* **Aim**
Return the whole listing, line for line, without the pictures in it.

§ §

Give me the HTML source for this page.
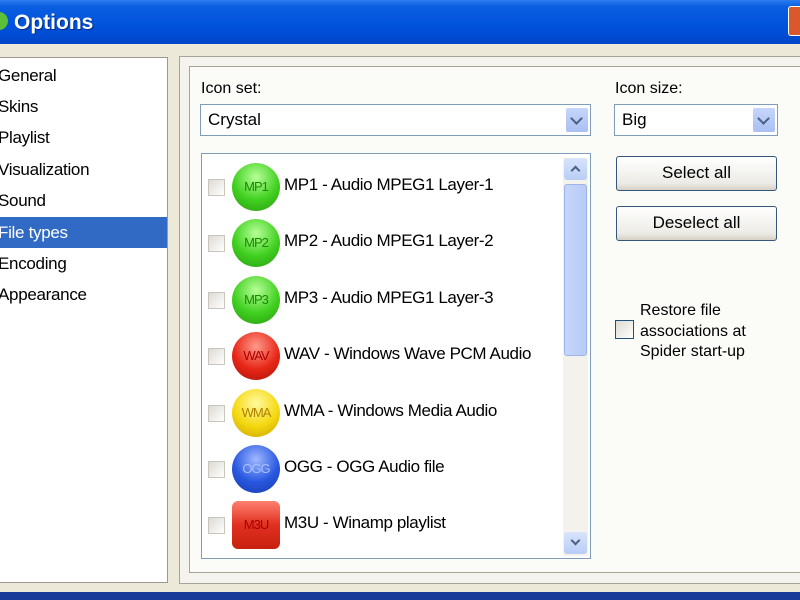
<!DOCTYPE html>
<html><head><style>
*{margin:0;padding:0;box-sizing:border-box}
body{width:800px;height:600px;overflow:hidden;background:#ece9d8;font-family:"Liberation Sans",sans-serif;position:relative;color:#000}
.abs{position:absolute}
.title{left:0;top:0;width:800px;height:44px;background:linear-gradient(#2d7cf0 0%,#0a5ee0 15%,#0052dc 60%,#0046c8 100%);}
.title span{position:absolute;left:14px;top:11px;color:#fff;font-weight:bold;font-size:21px;text-shadow:1px 1px 1px #002a80}
.nav{left:-4px;top:57px;width:172px;height:526px;background:#fff;border:1px solid #9c9a8c}
.nav div{position:absolute;left:0;width:170px;height:31px;font-size:17px;line-height:31px;padding-left:1px;letter-spacing:-0.3px}
.sel{background:#316ac5;color:#fff}
.outer{left:179px;top:56px;width:630px;height:528px;border:1px solid #a6a496;background:#f4f3ee}
.inner{left:189px;top:66px;width:620px;height:507px;border:1px solid #a6a496;background:#fbfbf8}
.lbl{font-size:16px}
.combo{height:32px;border:1px solid #7f9db9;background:#fff;font-size:17px;line-height:30px;padding-left:7px}
.dd{position:absolute;right:2px;top:3px;width:22px;height:24px;background:linear-gradient(#c6d6fb,#a9c0f2);border-radius:2px}
.dd:after{content:"";position:absolute;left:6px;top:6px;width:7px;height:7px;border-right:2.5px solid #4d6185;border-bottom:2.5px solid #4d6185;transform:rotate(45deg)}
.list{left:201px;top:153px;width:390px;height:406px;border:1px solid #7f9db9;background:#fff;overflow:hidden}
.row{position:absolute;left:0;height:50px;width:360px}
.cb{position:absolute;left:6px;top:17px;width:17px;height:17px;border:1px solid #c8c6bc;background:linear-gradient(135deg,#dcdad2,#fff)}
.ic{position:absolute;left:30px;top:1px;width:48px;height:48px;border-radius:50%;font-size:13px;line-height:48px;text-align:center;letter-spacing:-1px}
.t{position:absolute;left:82px;top:13px;font-size:17px;white-space:nowrap;letter-spacing:-0.4px}
.sb{left:361px;top:4px;width:25px;height:398px;background:#f3f2ec}
.btn{width:161px;height:35px;border:1px solid #36577c;border-radius:3px;background:linear-gradient(#fff,#ecebe6 80%,#d6d0c5);font-size:17px;text-align:center;line-height:32px}
.ar{position:absolute;left:8px;width:7px;height:7px;border-left:2.5px solid #4d6185;border-top:2.5px solid #4d6185}
</style></head><body>
<div class="abs title"><span>Options</span><div class="abs" style="left:-10px;top:12px;width:18px;height:18px;border-radius:50%;background:#5cc038"></div>
<div class="abs" style="left:788px;top:6px;width:22px;height:30px;background:#d9582e;border:1px solid #fff;border-radius:3px"></div></div>
<div class="abs nav">
<div style="top:2px">General</div><div style="top:33px">Skins</div><div style="top:64px">Playlist</div><div style="top:96px">Visualization</div><div style="top:127px">Sound</div><div class="sel" style="top:159px">File types</div><div style="top:190px">Encoding</div><div style="top:221px">Appearance</div>
</div>
<div class="abs outer"></div>
<div class="abs inner"></div>
<div class="abs lbl" style="left:201px;top:80px">Icon set:</div>
<div class="abs combo" style="left:200px;top:104px;width:391px">Crystal<div class="dd"></div></div>
<div class="abs lbl" style="left:615px;top:80px">Icon size:</div>
<div class="abs combo" style="left:614px;top:104px;width:164px">Big<div class="dd"></div></div>
<div class="abs list">
<div class="row" style="top:8px"><div class="cb"></div><div class="ic" style="background:radial-gradient(circle at 50% 30%,#b8ff98,#40d020 55%,#2a9a10);color:#1a8a00">MP1</div><div class="t">MP1 - Audio MPEG1 Layer-1</div></div>
<div class="row" style="top:64px"><div class="cb"></div><div class="ic" style="background:radial-gradient(circle at 50% 30%,#b8ff98,#40d020 55%,#2a9a10);color:#1a8a00">MP2</div><div class="t">MP2 - Audio MPEG1 Layer-2</div></div>
<div class="row" style="top:121px"><div class="cb"></div><div class="ic" style="background:radial-gradient(circle at 50% 30%,#b8ff98,#40d020 55%,#2a9a10);color:#1a8a00">MP3</div><div class="t">MP3 - Audio MPEG1 Layer-3</div></div>
<div class="row" style="top:177px"><div class="cb"></div><div class="ic" style="background:radial-gradient(circle at 50% 30%,#ff9a8a,#e82818 55%,#a81008);color:#a00">WAV</div><div class="t">WAV - Windows Wave PCM Audio</div></div>
<div class="row" style="top:234px"><div class="cb"></div><div class="ic" style="background:radial-gradient(circle at 50% 30%,#fffaa0,#f4d810 55%,#c8a000);color:#b08000">WMA</div><div class="t">WMA - Windows Media Audio</div></div>
<div class="row" style="top:290px"><div class="cb"></div><div class="ic" style="background:radial-gradient(circle at 50% 30%,#a0b8ff,#2858e0 55%,#1838a8);color:#a8c0ff">OGG</div><div class="t">OGG - OGG Audio file</div></div>
<div class="row" style="top:346px"><div class="cb"></div><div class="ic" style="border-radius:6px;background:linear-gradient(#ff8070,#e03020 50%,#c82010);color:#a00">M3U</div><div class="t">M3U - Winamp playlist</div></div>
<div class="abs sb">
<div class="abs" style="left:1px;top:0;width:23px;height:22px;background:linear-gradient(#d8e4fc,#b8cdf6);border-radius:3px"><div class="ar" style="top:9px;transform:rotate(45deg)"></div></div>
<div class="abs" style="left:1px;top:26px;width:23px;height:172px;background:linear-gradient(90deg,#c6d5fa,#b7cbf6);border:1px solid #9eb5ea;border-radius:3px"></div>
<div class="abs" style="left:1px;top:374px;width:23px;height:22px;background:linear-gradient(#d8e4fc,#b8cdf6);border-radius:3px"><div class="ar" style="top:5px;transform:rotate(225deg)"></div></div>
</div>
</div>
<div class="abs btn" style="left:616px;top:156px">Select all</div>
<div class="abs btn" style="left:616px;top:206px">Deselect all</div>
<div class="abs" style="left:615px;top:320px;width:19px;height:19px;border:1px solid #1c5180;background:linear-gradient(135deg,#dcdad2,#fff)"></div>
<div class="abs" style="left:640px;top:301px;font-size:16px;line-height:20.5px">Restore file<br>associations at<br>Spider start-up</div>
<div class="abs" style="left:0;top:592px;width:800px;height:8px;background:#1a3a9a"></div>
</body></html>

§ §

* **Correct response**
Give me the HTML source for this page.
<!DOCTYPE html>
<html><head><style>
*{margin:0;padding:0;box-sizing:border-box}
body{width:800px;height:600px;overflow:hidden;background:#ece9d8;font-family:"Liberation Sans",sans-serif;position:relative;color:#000}
.abs{position:absolute}
.title{left:0;top:0;width:800px;height:44px;background:linear-gradient(#2d7cf0 0%,#0a5ee0 15%,#0052dc 60%,#0046c8 100%);}
.title span{position:absolute;left:14px;top:11px;color:#fff;font-weight:bold;font-size:21px;text-shadow:1px 1px 1px #002a80}
.nav{left:-4px;top:57px;width:172px;height:526px;background:#fff;border:1px solid #9c9a8c}
.nav div{position:absolute;left:0;width:170px;height:31px;font-size:17px;line-height:31px;padding-left:1px;letter-spacing:-0.3px}
.sel{background:#316ac5;color:#fff}
.outer{left:179px;top:56px;width:630px;height:528px;border:1px solid #a6a496;background:#f4f3ee}
.inner{left:189px;top:66px;width:620px;height:507px;border:1px solid #a6a496;background:#fbfbf8}
.lbl{font-size:16px}
.combo{height:32px;border:1px solid #7f9db9;background:#fff;font-size:17px;line-height:30px;padding-left:7px}
.dd{position:absolute;right:2px;top:3px;width:22px;height:24px;background:linear-gradient(#c6d6fb,#a9c0f2);border-radius:2px}
.dd:after{content:"";position:absolute;left:6px;top:6px;width:7px;height:7px;border-right:2.5px solid #4d6185;border-bottom:2.5px solid #4d6185;transform:rotate(45deg)}
.list{left:201px;top:153px;width:390px;height:406px;border:1px solid #7f9db9;background:#fff;overflow:hidden}
.row{position:absolute;left:0;height:50px;width:360px}
.cb{position:absolute;left:6px;top:17px;width:17px;height:17px;border:1px solid #c8c6bc;background:linear-gradient(135deg,#dcdad2,#fff)}
.ic{position:absolute;left:30px;top:1px;width:48px;height:48px;border-radius:50%;font-size:13px;line-height:48px;text-align:center;letter-spacing:-1px}
.t{position:absolute;left:82px;top:13px;font-size:17px;white-space:nowrap;letter-spacing:-0.4px}
.sb{left:361px;top:4px;width:25px;height:398px;background:#f3f2ec}
.btn{width:161px;height:35px;border:1px solid #36577c;border-radius:3px;background:linear-gradient(#fff,#ecebe6 80%,#d6d0c5);font-size:17px;text-align:center;line-height:32px}
.ar{position:absolute;left:8px;width:7px;height:7px;border-left:2.5px solid #4d6185;border-top:2.5px solid #4d6185}
</style></head><body>
<div class="abs title"><span>Options</span><div class="abs" style="left:-10px;top:12px;width:18px;height:18px;border-radius:50%;background:#5cc038"></div>
<div class="abs" style="left:788px;top:6px;width:22px;height:30px;background:#d9582e;border:1px solid #fff;border-radius:3px"></div></div>
<div class="abs nav">
<div style="top:2px">General</div><div style="top:33px">Skins</div><div style="top:64px">Playlist</div><div style="top:96px">Visualization</div><div style="top:127px">Sound</div><div class="sel" style="top:159px">File types</div><div style="top:190px">Encoding</div><div style="top:221px">Appearance</div>
</div>
<div class="abs outer"></div>
<div class="abs inner"></div>
<div class="abs lbl" style="left:201px;top:80px">Icon set:</div>
<div class="abs combo" style="left:200px;top:104px;width:391px">Crystal<div class="dd"></div></div>
<div class="abs lbl" style="left:615px;top:80px">Icon size:</div>
<div class="abs combo" style="left:614px;top:104px;width:164px">Big<div class="dd"></div></div>
<div class="abs list">
<div class="row" style="top:8px"><div class="cb"></div><div class="ic" style="background:radial-gradient(circle at 50% 30%,#b8ff98,#40d020 55%,#2a9a10);color:#1a8a00">MP1</div><div class="t">MP1 - Audio MPEG1 Layer-1</div></div>
<div class="row" style="top:64px"><div class="cb"></div><div class="ic" style="background:radial-gradient(circle at 50% 30%,#b8ff98,#40d020 55%,#2a9a10);color:#1a8a00">MP2</div><div class="t">MP2 - Audio MPEG1 Layer-2</div></div>
<div class="row" style="top:121px"><div class="cb"></div><div class="ic" style="background:radial-gradient(circle at 50% 30%,#b8ff98,#40d020 55%,#2a9a10);color:#1a8a00">MP3</div><div class="t">MP3 - Audio MPEG1 Layer-3</div></div>
<div class="row" style="top:177px"><div class="cb"></div><div class="ic" style="background:radial-gradient(circle at 50% 30%,#ff9a8a,#e82818 55%,#a81008);color:#a00">WAV</div><div class="t">WAV - Windows Wave PCM Audio</div></div>
<div class="row" style="top:234px"><div class="cb"></div><div class="ic" style="background:radial-gradient(circle at 50% 30%,#fffaa0,#f4d810 55%,#c8a000);color:#b08000">WMA</div><div class="t">WMA - Windows Media Audio</div></div>
<div class="row" style="top:290px"><div class="cb"></div><div class="ic" style="background:radial-gradient(circle at 50% 30%,#a0b8ff,#2858e0 55%,#1838a8);color:#a8c0ff">OGG</div><div class="t">OGG - OGG Audio file</div></div>
<div class="row" style="top:346px"><div class="cb"></div><div class="ic" style="border-radius:6px;background:linear-gradient(#ff8070,#e03020 50%,#c82010);color:#a00">M3U</div><div class="t">M3U - Winamp playlist</div></div>
<div class="abs sb">
<div class="abs" style="left:1px;top:0;width:23px;height:22px;background:linear-gradient(#d8e4fc,#b8cdf6);border-radius:3px"><div class="ar" style="top:9px;transform:rotate(45deg)"></div></div>
<div class="abs" style="left:1px;top:26px;width:23px;height:172px;background:linear-gradient(90deg,#c6d5fa,#b7cbf6);border:1px solid #9eb5ea;border-radius:3px"></div>
<div class="abs" style="left:1px;top:374px;width:23px;height:22px;background:linear-gradient(#d8e4fc,#b8cdf6);border-radius:3px"><div class="ar" style="top:5px;transform:rotate(225deg)"></div></div>
</div>
</div>
<div class="abs btn" style="left:616px;top:156px">Select all</div>
<div class="abs btn" style="left:616px;top:206px">Deselect all</div>
<div class="abs" style="left:615px;top:320px;width:19px;height:19px;border:1px solid #1c5180;background:linear-gradient(135deg,#dcdad2,#fff)"></div>
<div class="abs" style="left:640px;top:301px;font-size:16px;line-height:20.5px">Restore file<br>associations at<br>Spider start-up</div>
<div class="abs" style="left:0;top:592px;width:800px;height:8px;background:#1a3a9a"></div>
</body></html>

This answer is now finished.